Any Christian body, whether presently Anglican or not, that embodies these four principles is or should be in communion with the See of Canterbury.

These four principles permit the communion of ecclesial communities that do and do not permit the remarriage of divorced persons. These four principles permit the communion of ecclesial communities that do and do not ordain women. These four principles permit the communion of ecclesial bodies that do and do not permit the blessing of the life-long exclusive covenants of gay and lesbian persons. These four principles permit the communion of Christians who are scripturalist, traditionalist and reasonalist.

Any covenant that seeks to establish extra-provincial forms of government must be resisted without surcease.

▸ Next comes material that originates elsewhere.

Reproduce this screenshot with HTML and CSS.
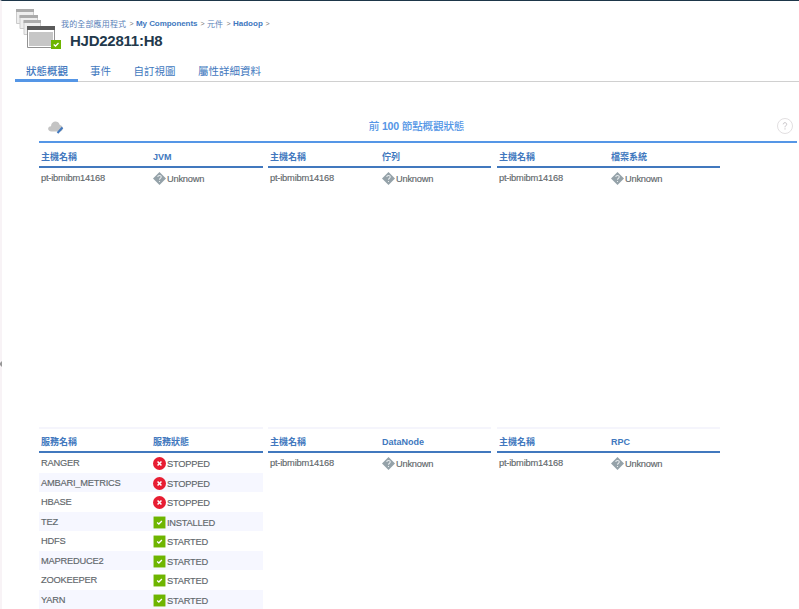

Just as I oppose the interference of the Archbishop of the Southern Cone in the affairs of the Anglican Church of Canada, so would I oppose with equal force the interference of the Primate of the Anglican Church of Canada in the affairs of the Church of the Southern Cone. The Anglican Communion is built upon bonds of affection not legislative structures, especially any that privilege the episcopal office. Our life together is characterized by respect and persuasion rather than condemnation and coercion.

I apologize if my remarks are not ones that prove to be of value to my friends in the Communion who are engaged in the Covenant process. I am writing as one friend to another without the benefit of mature reflection and adequate research to support my case. I know that others have done far more reflection than I and are more aware of the various cases that have been made for and against the covenant process. I am not a moderate voice, a calm voice, a reasoned voice in what I see as the greatest threat to the compassionate and balanced Anglicanism I have written of above. I am an overly passionate and intemperate voice defending the costly and uncomfortable via media that the so-called ‘instruments of communion’ are, in my opinion, colluding to undermine. The only international body that I have any confidence in is the Anglican Consultative Council, but it may be that it, too, will be brought down by the spiritual greed of ‘unaccountable foreign prelates’.